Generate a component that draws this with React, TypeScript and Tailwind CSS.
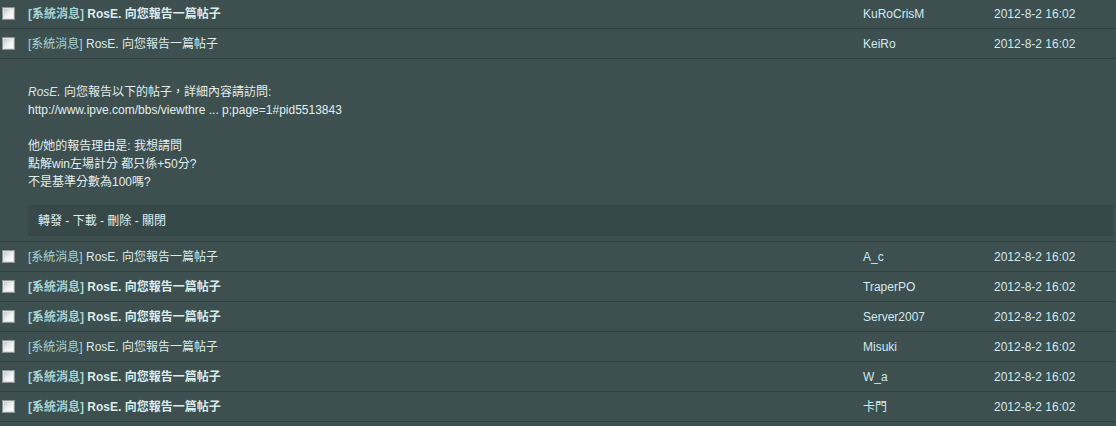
import type { FC } from 'react';

type Message = {
  id: number;
  author: string;
  date: string;
  unread: boolean;
  open?: boolean;
};

const messages: Message[] = [
  { id: 1, author: 'KuRoCrisM', date: '2012-8-2 16:02', unread: true },
  { id: 2, author: 'KeiRo', date: '2012-8-2 16:02', unread: false, open: true },
  { id: 3, author: 'A_c', date: '2012-8-2 16:02', unread: false },
  { id: 4, author: 'TraperPO', date: '2012-8-2 16:02', unread: true },
  { id: 5, author: 'Server2007', date: '2012-8-2 16:02', unread: true },
  { id: 6, author: 'Misuki', date: '2012-8-2 16:02', unread: false },
  { id: 7, author: 'W_a', date: '2012-8-2 16:02', unread: true },
  { id: 8, author: '卡門', date: '2012-8-2 16:02', unread: true },
];

const Checkbox: FC = () => (
  <span className="flex h-[13px] w-[13px] items-center justify-center border border-[#8c9494] bg-[#dfe3e3]">
    <span className="h-[9px] w-[9px] bg-gradient-to-br from-[#c4c9c9] via-[#eef0f0] to-[#ffffff]" />
  </span>
);

const Row: FC<{ msg: Message }> = ({ msg }) => (
  <div className="flex h-[30px] items-center border-b border-[#314040]">
    <div className="flex w-[28px] shrink-0 pl-[2px]">
      <Checkbox />
    </div>
    <div className={`flex-1 ${msg.unread ? 'font-bold' : ''}`}>
      <span className="text-[#a6d3d6]">[系統消息]</span>{' '}
      <span className="text-[#dcecec]">RosE. 向您報告一篇帖子</span>
    </div>
    <div className="w-[131px] shrink-0 text-[#d2eaf0]">{msg.author}</div>
    <div className="w-[122px] shrink-0 text-[#d2eaf0]">{msg.date}</div>
  </div>
);

const Detail: FC = () => (
  <div className="border-b border-[#314040] pb-[5px] pl-[28px] pr-[3px] pt-[24px]">
    <div className="leading-[18px] text-[#e2eeee]">
      <p>
        <em className="text-[#d6e6e6]">RosE.</em> 向您報告以下的帖子，詳細內容請訪問:
      </p>
      <p>http://www.ipve.com/bbs/viewthre ... p;page=1#pid5513843</p>
      <p>&nbsp;</p>
      <p>他/她的報告理由是: 我想請問</p>
      <p>點解win左場計分 都只係+50分?</p>
      <p>不是基準分數為100嗎?</p>
    </div>
    <div className="mt-[14px] flex h-[31px] items-center bg-[#374848] pl-[10px] text-[#e2eeee]">
      轉發 - 下載 - 刪除 - 關閉
    </div>
  </div>
);

export default function App() {
  return (
    <div className="h-[426px] w-[1116px] overflow-hidden bg-[#3d4f4f] text-[12px] font-['Liberation_Sans','Noto_Sans_CJK_TC',sans-serif]">
      <div className="-mt-px">
        {messages.map((msg) => (
          <div key={msg.id}>
            <Row msg={msg} />
            {msg.open && <Detail />}
          </div>
        ))}
      </div>
    </div>
  );
}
........
Reproduce the listing word for word and omit its pictures.

— THE RESPONSE —
Generate a component that draws this with React, TypeScript and Tailwind CSS.
import type { FC } from 'react';

type Message = {
  id: number;
  author: string;
  date: string;
  unread: boolean;
  open?: boolean;
};

const messages: Message[] = [
  { id: 1, author: 'KuRoCrisM', date: '2012-8-2 16:02', unread: true },
  { id: 2, author: 'KeiRo', date: '2012-8-2 16:02', unread: false, open: true },
  { id: 3, author: 'A_c', date: '2012-8-2 16:02', unread: false },
  { id: 4, author: 'TraperPO', date: '2012-8-2 16:02', unread: true },
  { id: 5, author: 'Server2007', date: '2012-8-2 16:02', unread: true },
  { id: 6, author: 'Misuki', date: '2012-8-2 16:02', unread: false },
  { id: 7, author: 'W_a', date: '2012-8-2 16:02', unread: true },
  { id: 8, author: '卡門', date: '2012-8-2 16:02', unread: true },
];

const Checkbox: FC = () => (
  <span className="flex h-[13px] w-[13px] items-center justify-center border border-[#8c9494] bg-[#dfe3e3]">
    <span className="h-[9px] w-[9px] bg-gradient-to-br from-[#c4c9c9] via-[#eef0f0] to-[#ffffff]" />
  </span>
);

const Row: FC<{ msg: Message }> = ({ msg }) => (
  <div className="flex h-[30px] items-center border-b border-[#314040]">
    <div className="flex w-[28px] shrink-0 pl-[2px]">
      <Checkbox />
    </div>
    <div className={`flex-1 ${msg.unread ? 'font-bold' : ''}`}>
      <span className="text-[#a6d3d6]">[系統消息]</span>{' '}
      <span className="text-[#dcecec]">RosE. 向您報告一篇帖子</span>
    </div>
    <div className="w-[131px] shrink-0 text-[#d2eaf0]">{msg.author}</div>
    <div className="w-[122px] shrink-0 text-[#d2eaf0]">{msg.date}</div>
  </div>
);

const Detail: FC = () => (
  <div className="border-b border-[#314040] pb-[5px] pl-[28px] pr-[3px] pt-[24px]">
    <div className="leading-[18px] text-[#e2eeee]">
      <p>
        <em className="text-[#d6e6e6]">RosE.</em> 向您報告以下的帖子，詳細內容請訪問:
      </p>
      <p>http://www.ipve.com/bbs/viewthre ... p;page=1#pid5513843</p>
      <p>&nbsp;</p>
      <p>他/她的報告理由是: 我想請問</p>
      <p>點解win左場計分 都只係+50分?</p>
      <p>不是基準分數為100嗎?</p>
    </div>
    <div className="mt-[14px] flex h-[31px] items-center bg-[#374848] pl-[10px] text-[#e2eeee]">
      轉發 - 下載 - 刪除 - 關閉
    </div>
  </div>
);

export default function App() {
  return (
    <div className="h-[426px] w-[1116px] overflow-hidden bg-[#3d4f4f] text-[12px] font-['Liberation_Sans','Noto_Sans_CJK_TC',sans-serif]">
      <div className="-mt-px">
        {messages.map((msg) => (
          <div key={msg.id}>
            <Row msg={msg} />
            {msg.open && <Detail />}
          </div>
        ))}
      </div>
    </div>
  );
}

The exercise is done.